> [Task prompt]:
The records should be repeated word for word, pictures excluded.

> [Exercise material]:
++++++
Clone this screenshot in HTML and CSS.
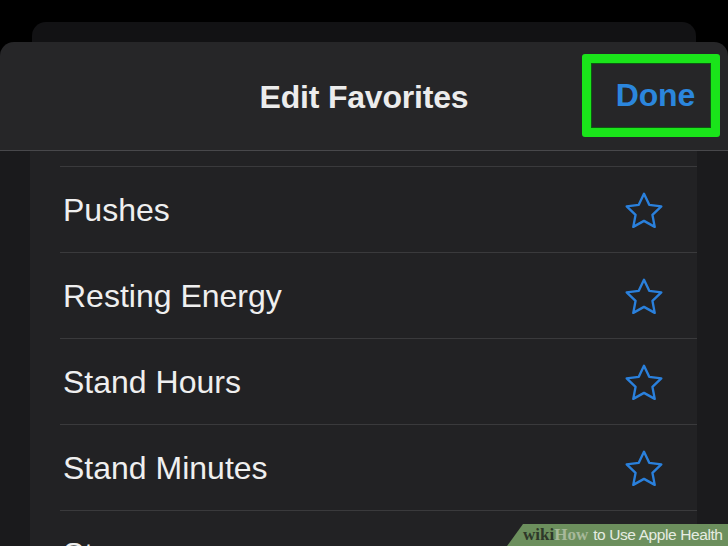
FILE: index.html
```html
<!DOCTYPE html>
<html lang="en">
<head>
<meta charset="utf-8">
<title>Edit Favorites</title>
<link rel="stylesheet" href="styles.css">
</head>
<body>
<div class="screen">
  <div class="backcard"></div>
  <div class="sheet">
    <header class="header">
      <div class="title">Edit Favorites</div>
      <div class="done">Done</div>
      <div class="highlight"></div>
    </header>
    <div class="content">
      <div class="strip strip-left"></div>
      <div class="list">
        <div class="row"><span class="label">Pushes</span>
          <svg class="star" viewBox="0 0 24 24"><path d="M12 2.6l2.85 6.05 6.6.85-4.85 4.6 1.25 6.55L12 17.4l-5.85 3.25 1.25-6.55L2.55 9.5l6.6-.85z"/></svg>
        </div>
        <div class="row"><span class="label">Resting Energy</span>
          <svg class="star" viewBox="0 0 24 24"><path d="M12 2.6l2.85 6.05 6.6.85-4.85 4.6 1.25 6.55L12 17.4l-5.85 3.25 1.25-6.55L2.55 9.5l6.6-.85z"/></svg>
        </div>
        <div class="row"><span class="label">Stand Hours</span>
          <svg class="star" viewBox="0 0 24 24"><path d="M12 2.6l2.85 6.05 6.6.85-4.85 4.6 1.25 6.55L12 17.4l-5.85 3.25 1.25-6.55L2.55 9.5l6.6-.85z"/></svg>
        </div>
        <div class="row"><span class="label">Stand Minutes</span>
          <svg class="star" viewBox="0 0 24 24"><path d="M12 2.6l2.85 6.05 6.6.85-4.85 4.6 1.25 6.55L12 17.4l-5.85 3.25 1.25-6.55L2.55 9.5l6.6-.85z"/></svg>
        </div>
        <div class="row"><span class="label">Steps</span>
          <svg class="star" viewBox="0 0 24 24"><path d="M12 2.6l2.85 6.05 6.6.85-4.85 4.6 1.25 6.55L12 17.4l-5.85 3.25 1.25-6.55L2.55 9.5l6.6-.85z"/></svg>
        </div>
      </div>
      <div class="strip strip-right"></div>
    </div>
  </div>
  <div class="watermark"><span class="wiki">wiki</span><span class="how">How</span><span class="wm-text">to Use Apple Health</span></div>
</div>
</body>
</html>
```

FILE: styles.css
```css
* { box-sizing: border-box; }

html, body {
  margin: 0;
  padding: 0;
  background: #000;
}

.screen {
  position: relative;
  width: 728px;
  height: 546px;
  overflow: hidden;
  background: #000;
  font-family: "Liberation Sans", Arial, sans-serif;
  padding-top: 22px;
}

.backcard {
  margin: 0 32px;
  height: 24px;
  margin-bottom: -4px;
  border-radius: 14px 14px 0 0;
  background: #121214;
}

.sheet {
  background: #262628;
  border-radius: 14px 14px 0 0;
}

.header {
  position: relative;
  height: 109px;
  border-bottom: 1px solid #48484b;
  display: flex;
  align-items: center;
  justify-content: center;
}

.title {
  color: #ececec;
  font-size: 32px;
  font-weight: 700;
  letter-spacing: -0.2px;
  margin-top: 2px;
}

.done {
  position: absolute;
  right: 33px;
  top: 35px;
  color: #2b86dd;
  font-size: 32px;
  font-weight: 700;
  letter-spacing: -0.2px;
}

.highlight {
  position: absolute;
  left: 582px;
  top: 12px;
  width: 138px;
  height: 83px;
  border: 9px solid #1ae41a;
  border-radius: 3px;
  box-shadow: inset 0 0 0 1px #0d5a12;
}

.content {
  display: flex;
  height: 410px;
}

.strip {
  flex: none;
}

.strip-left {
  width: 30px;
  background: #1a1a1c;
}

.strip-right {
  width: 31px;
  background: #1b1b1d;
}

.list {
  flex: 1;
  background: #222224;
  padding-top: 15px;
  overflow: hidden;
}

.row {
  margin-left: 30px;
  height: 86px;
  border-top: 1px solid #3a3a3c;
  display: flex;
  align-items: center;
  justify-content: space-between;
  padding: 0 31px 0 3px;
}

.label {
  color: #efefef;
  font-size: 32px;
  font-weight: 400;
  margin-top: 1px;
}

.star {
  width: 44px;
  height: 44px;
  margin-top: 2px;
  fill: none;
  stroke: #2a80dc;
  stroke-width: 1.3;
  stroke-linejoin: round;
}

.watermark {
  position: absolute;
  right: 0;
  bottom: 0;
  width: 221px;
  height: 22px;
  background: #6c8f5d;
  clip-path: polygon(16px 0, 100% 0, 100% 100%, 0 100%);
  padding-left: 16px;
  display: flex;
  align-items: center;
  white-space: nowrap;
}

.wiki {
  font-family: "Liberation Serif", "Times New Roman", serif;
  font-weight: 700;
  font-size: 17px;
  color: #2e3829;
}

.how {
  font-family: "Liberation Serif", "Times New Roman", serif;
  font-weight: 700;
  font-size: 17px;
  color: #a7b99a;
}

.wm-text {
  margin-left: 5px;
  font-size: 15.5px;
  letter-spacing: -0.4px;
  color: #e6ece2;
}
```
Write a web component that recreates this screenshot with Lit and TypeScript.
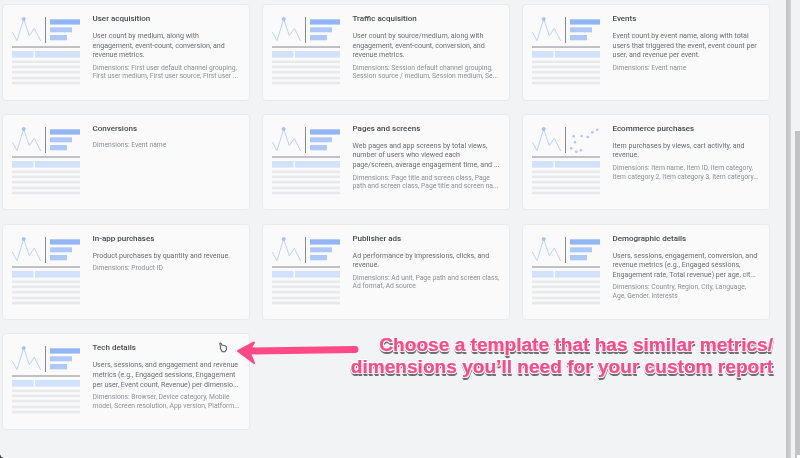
++++++
> [Reply to the exercise]:
Clone this screenshot in HTML and CSS.
FILE: index.html
```html
<!DOCTYPE html>
<html lang="en">
<head>
<meta charset="utf-8">
<title>Edit Favorites</title>
<link rel="stylesheet" href="styles.css">
</head>
<body>
<div class="screen">
  <div class="backcard"></div>
  <div class="sheet">
    <header class="header">
      <div class="title">Edit Favorites</div>
      <div class="done">Done</div>
      <div class="highlight"></div>
    </header>
    <div class="content">
      <div class="strip strip-left"></div>
      <div class="list">
        <div class="row"><span class="label">Pushes</span>
          <svg class="star" viewBox="0 0 24 24"><path d="M12 2.6l2.85 6.05 6.6.85-4.85 4.6 1.25 6.55L12 17.4l-5.85 3.25 1.25-6.55L2.55 9.5l6.6-.85z"/></svg>
        </div>
        <div class="row"><span class="label">Resting Energy</span>
          <svg class="star" viewBox="0 0 24 24"><path d="M12 2.6l2.85 6.05 6.6.85-4.85 4.6 1.25 6.55L12 17.4l-5.85 3.25 1.25-6.55L2.55 9.5l6.6-.85z"/></svg>
        </div>
        <div class="row"><span class="label">Stand Hours</span>
          <svg class="star" viewBox="0 0 24 24"><path d="M12 2.6l2.85 6.05 6.6.85-4.85 4.6 1.25 6.55L12 17.4l-5.85 3.25 1.25-6.55L2.55 9.5l6.6-.85z"/></svg>
        </div>
        <div class="row"><span class="label">Stand Minutes</span>
          <svg class="star" viewBox="0 0 24 24"><path d="M12 2.6l2.85 6.05 6.6.85-4.85 4.6 1.25 6.55L12 17.4l-5.85 3.25 1.25-6.55L2.55 9.5l6.6-.85z"/></svg>
        </div>
        <div class="row"><span class="label">Steps</span>
          <svg class="star" viewBox="0 0 24 24"><path d="M12 2.6l2.85 6.05 6.6.85-4.85 4.6 1.25 6.55L12 17.4l-5.85 3.25 1.25-6.55L2.55 9.5l6.6-.85z"/></svg>
        </div>
      </div>
      <div class="strip strip-right"></div>
    </div>
  </div>
  <div class="watermark"><span class="wiki">wiki</span><span class="how">How</span><span class="wm-text">to Use Apple Health</span></div>
</div>
</body>
</html>
```

FILE: styles.css
```css
* { box-sizing: border-box; }

html, body {
  margin: 0;
  padding: 0;
  background: #000;
}

.screen {
  position: relative;
  width: 728px;
  height: 546px;
  overflow: hidden;
  background: #000;
  font-family: "Liberation Sans", Arial, sans-serif;
  padding-top: 22px;
}

.backcard {
  margin: 0 32px;
  height: 24px;
  margin-bottom: -4px;
  border-radius: 14px 14px 0 0;
  background: #121214;
}

.sheet {
  background: #262628;
  border-radius: 14px 14px 0 0;
}

.header {
  position: relative;
  height: 109px;
  border-bottom: 1px solid #48484b;
  display: flex;
  align-items: center;
  justify-content: center;
}

.title {
  color: #ececec;
  font-size: 32px;
  font-weight: 700;
  letter-spacing: -0.2px;
  margin-top: 2px;
}

.done {
  position: absolute;
  right: 33px;
  top: 35px;
  color: #2b86dd;
  font-size: 32px;
  font-weight: 700;
  letter-spacing: -0.2px;
}

.highlight {
  position: absolute;
  left: 582px;
  top: 12px;
  width: 138px;
  height: 83px;
  border: 9px solid #1ae41a;
  border-radius: 3px;
  box-shadow: inset 0 0 0 1px #0d5a12;
}

.content {
  display: flex;
  height: 410px;
}

.strip {
  flex: none;
}

.strip-left {
  width: 30px;
  background: #1a1a1c;
}

.strip-right {
  width: 31px;
  background: #1b1b1d;
}

.list {
  flex: 1;
  background: #222224;
  padding-top: 15px;
  overflow: hidden;
}

.row {
  margin-left: 30px;
  height: 86px;
  border-top: 1px solid #3a3a3c;
  display: flex;
  align-items: center;
  justify-content: space-between;
  padding: 0 31px 0 3px;
}

.label {
  color: #efefef;
  font-size: 32px;
  font-weight: 400;
  margin-top: 1px;
}

.star {
  width: 44px;
  height: 44px;
  margin-top: 2px;
  fill: none;
  stroke: #2a80dc;
  stroke-width: 1.3;
  stroke-linejoin: round;
}

.watermark {
  position: absolute;
  right: 0;
  bottom: 0;
  width: 221px;
  height: 22px;
  background: #6c8f5d;
  clip-path: polygon(16px 0, 100% 0, 100% 100%, 0 100%);
  padding-left: 16px;
  display: flex;
  align-items: center;
  white-space: nowrap;
}

.wiki {
  font-family: "Liberation Serif", "Times New Roman", serif;
  font-weight: 700;
  font-size: 17px;
  color: #2e3829;
}

.how {
  font-family: "Liberation Serif", "Times New Roman", serif;
  font-weight: 700;
  font-size: 17px;
  color: #a7b99a;
}

.wm-text {
  margin-left: 5px;
  font-size: 15.5px;
  letter-spacing: -0.4px;
  color: #e6ece2;
}
```
Write a web component that recreates this screenshot with Lit and TypeScript.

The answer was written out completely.